+++ Stored data

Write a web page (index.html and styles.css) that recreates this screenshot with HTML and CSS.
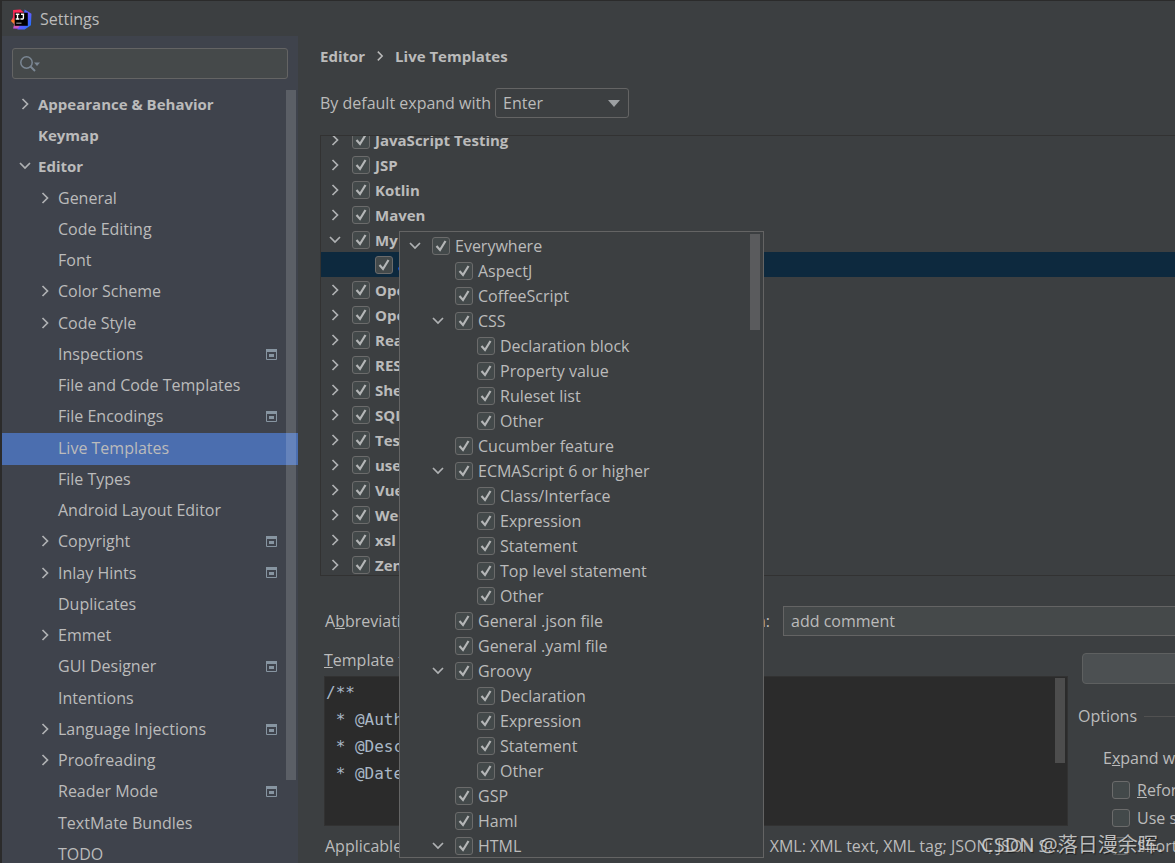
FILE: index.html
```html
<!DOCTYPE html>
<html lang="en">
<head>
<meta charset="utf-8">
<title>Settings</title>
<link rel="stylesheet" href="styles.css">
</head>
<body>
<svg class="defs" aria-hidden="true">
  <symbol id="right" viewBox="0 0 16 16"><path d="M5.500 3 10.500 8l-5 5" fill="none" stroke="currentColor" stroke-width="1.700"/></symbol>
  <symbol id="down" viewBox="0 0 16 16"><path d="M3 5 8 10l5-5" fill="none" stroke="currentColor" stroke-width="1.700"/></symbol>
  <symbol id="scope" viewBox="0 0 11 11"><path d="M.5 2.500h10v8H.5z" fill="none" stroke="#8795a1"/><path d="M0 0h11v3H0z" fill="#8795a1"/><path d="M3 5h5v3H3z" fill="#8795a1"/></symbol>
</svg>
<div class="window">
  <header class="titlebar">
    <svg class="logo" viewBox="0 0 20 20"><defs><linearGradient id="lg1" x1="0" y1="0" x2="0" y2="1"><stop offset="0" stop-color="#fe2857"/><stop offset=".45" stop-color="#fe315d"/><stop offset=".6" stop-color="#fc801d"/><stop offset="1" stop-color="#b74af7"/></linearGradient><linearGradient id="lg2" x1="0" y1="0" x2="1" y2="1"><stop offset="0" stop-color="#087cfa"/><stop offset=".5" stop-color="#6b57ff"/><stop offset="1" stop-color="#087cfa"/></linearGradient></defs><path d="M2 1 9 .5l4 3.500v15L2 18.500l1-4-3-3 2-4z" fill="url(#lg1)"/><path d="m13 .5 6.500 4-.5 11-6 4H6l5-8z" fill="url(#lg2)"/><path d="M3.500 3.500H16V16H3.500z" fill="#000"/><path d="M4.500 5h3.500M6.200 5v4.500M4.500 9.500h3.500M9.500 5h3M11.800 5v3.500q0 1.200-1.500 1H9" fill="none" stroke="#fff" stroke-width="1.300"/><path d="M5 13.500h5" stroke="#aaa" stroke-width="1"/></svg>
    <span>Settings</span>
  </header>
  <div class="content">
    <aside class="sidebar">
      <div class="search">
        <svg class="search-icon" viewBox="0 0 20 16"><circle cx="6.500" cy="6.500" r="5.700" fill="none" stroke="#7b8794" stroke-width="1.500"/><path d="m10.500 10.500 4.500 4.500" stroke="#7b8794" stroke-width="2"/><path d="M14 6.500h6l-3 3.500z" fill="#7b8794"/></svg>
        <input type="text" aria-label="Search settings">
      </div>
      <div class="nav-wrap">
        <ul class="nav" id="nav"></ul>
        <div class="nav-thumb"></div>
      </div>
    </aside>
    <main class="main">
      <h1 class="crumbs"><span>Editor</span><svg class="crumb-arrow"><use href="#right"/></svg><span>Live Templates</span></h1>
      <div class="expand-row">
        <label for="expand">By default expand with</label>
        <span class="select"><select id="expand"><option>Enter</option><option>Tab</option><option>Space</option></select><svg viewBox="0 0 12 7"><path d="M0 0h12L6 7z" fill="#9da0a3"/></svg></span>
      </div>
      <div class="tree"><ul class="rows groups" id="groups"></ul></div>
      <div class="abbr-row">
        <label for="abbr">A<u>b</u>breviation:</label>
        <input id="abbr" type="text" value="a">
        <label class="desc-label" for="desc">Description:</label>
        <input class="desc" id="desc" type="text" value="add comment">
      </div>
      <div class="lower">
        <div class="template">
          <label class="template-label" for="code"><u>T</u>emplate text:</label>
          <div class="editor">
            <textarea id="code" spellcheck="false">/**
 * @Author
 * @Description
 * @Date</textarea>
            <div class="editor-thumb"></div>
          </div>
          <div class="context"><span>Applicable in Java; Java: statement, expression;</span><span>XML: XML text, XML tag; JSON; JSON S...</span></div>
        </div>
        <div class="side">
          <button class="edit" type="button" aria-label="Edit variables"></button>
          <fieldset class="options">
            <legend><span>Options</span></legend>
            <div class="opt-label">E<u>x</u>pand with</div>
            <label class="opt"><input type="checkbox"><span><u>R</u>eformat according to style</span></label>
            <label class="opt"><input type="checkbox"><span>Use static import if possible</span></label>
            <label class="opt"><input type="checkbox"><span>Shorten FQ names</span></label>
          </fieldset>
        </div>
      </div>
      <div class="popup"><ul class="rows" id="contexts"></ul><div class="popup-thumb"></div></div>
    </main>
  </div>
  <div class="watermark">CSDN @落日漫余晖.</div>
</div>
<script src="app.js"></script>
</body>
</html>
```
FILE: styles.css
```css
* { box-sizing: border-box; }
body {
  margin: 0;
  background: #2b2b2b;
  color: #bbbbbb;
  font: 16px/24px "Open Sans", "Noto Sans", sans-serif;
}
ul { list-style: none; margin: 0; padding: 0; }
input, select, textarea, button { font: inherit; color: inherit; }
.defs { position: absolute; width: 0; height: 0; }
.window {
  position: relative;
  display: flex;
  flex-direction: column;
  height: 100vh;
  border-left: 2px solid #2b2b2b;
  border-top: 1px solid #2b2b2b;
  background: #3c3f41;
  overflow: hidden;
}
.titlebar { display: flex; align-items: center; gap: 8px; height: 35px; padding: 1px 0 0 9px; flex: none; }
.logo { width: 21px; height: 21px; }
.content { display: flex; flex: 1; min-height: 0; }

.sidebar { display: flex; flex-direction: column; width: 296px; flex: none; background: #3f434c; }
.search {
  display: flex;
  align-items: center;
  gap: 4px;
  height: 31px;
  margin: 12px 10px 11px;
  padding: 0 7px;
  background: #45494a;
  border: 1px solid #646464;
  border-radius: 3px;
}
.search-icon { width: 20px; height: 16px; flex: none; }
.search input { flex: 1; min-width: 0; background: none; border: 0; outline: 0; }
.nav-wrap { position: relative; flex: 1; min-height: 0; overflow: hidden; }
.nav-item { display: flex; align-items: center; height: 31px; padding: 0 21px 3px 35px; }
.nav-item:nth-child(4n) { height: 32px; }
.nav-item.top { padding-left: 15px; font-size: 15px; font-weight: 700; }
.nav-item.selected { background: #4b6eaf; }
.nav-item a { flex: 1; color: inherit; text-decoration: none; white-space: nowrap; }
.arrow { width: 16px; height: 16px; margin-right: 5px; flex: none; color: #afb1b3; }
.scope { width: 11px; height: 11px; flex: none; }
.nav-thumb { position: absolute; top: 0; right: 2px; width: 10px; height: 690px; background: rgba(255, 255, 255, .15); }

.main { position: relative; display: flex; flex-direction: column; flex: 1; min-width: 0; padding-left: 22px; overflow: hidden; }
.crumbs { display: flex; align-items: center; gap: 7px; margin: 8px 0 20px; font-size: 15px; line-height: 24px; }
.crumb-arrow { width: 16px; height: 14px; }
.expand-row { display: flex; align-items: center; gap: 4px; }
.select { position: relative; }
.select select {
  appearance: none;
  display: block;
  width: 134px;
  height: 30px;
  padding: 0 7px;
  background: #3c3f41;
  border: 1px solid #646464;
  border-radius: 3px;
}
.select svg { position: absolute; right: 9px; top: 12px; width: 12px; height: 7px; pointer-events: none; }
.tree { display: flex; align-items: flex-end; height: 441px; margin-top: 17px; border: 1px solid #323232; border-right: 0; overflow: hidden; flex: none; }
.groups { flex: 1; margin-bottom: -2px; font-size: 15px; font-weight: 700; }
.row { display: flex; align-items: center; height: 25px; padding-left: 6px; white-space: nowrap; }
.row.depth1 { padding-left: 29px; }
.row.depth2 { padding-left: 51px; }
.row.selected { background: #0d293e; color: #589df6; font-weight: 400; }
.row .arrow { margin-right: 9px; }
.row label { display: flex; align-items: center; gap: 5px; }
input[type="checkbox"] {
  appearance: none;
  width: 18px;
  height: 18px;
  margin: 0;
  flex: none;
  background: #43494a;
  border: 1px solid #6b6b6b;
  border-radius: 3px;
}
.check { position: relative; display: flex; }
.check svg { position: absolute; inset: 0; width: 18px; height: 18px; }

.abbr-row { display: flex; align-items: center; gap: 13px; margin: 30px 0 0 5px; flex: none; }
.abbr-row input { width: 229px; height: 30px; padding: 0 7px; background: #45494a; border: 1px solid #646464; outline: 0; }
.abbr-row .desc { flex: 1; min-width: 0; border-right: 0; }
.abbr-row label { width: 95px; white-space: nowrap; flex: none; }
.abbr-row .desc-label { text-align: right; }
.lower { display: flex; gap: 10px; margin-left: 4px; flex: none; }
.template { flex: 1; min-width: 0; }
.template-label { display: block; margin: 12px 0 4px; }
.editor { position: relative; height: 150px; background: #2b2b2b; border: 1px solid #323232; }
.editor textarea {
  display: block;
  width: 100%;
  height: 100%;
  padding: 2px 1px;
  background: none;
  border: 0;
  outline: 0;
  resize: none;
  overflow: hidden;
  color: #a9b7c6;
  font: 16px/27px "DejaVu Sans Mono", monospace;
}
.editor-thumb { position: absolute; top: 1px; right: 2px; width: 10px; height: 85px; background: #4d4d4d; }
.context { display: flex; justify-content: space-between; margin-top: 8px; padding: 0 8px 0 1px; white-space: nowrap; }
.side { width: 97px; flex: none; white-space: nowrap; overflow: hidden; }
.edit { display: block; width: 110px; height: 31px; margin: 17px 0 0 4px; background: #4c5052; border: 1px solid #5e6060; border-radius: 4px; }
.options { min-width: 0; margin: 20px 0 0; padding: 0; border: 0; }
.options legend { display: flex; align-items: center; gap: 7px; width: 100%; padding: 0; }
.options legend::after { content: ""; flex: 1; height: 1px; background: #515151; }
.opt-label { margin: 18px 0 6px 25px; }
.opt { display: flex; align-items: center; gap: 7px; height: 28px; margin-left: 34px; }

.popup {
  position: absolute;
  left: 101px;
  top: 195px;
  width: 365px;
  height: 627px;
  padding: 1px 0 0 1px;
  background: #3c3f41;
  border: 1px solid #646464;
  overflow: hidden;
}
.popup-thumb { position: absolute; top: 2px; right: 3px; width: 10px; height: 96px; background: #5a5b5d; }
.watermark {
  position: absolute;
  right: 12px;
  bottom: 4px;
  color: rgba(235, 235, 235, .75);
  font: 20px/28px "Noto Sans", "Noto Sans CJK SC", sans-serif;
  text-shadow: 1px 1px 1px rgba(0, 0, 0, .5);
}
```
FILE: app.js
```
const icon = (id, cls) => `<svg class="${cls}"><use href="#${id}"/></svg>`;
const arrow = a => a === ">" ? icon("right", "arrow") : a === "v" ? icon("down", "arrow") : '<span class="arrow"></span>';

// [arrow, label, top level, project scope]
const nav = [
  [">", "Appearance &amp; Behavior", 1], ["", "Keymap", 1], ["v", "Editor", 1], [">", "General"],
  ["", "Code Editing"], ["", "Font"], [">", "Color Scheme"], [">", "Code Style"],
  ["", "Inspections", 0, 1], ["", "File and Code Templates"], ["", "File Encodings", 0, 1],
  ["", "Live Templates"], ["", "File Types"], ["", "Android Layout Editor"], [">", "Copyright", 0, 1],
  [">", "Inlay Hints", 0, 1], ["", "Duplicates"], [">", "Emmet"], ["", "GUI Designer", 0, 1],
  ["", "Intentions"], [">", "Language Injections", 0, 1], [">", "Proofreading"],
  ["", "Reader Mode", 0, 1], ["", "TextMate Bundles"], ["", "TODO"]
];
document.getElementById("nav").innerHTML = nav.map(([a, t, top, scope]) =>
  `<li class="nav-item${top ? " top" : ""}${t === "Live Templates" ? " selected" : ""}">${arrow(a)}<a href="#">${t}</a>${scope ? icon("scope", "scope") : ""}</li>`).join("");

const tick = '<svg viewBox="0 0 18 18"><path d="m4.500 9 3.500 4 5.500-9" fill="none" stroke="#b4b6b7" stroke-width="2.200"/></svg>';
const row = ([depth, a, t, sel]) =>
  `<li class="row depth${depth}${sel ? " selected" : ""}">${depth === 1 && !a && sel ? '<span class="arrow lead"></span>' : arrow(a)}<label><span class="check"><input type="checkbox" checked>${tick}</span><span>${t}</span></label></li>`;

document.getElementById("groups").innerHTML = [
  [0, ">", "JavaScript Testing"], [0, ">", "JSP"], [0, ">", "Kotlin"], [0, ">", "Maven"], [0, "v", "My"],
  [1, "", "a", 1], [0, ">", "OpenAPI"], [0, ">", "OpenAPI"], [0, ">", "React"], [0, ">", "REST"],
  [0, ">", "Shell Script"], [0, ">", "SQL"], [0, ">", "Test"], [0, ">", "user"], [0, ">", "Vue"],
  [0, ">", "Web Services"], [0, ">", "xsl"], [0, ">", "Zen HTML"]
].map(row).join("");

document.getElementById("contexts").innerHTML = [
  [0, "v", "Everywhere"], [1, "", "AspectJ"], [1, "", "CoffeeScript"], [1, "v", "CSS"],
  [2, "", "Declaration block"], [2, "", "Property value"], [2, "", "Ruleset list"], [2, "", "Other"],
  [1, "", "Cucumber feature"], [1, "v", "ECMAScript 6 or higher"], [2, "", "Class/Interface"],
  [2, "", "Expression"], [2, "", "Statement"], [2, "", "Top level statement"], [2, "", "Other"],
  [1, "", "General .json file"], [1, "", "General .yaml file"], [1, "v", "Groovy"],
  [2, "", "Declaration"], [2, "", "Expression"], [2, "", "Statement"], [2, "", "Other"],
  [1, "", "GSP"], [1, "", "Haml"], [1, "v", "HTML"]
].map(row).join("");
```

++++++
+++ Stored data

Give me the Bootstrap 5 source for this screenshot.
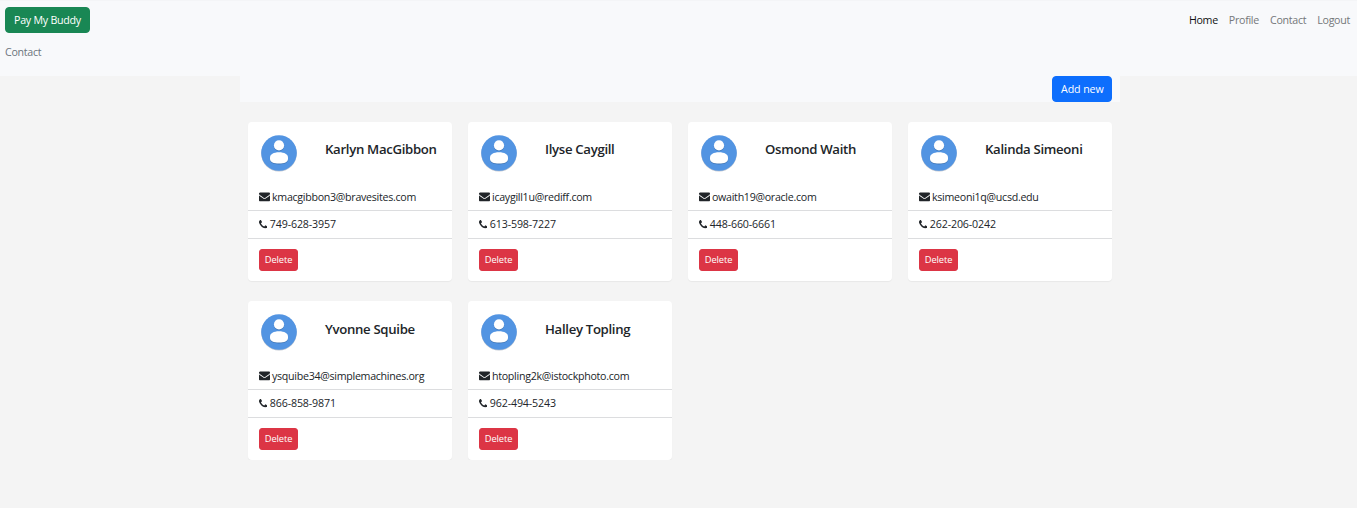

++++++

Report how many lines of the records above contain the word "index", giving only the number.

2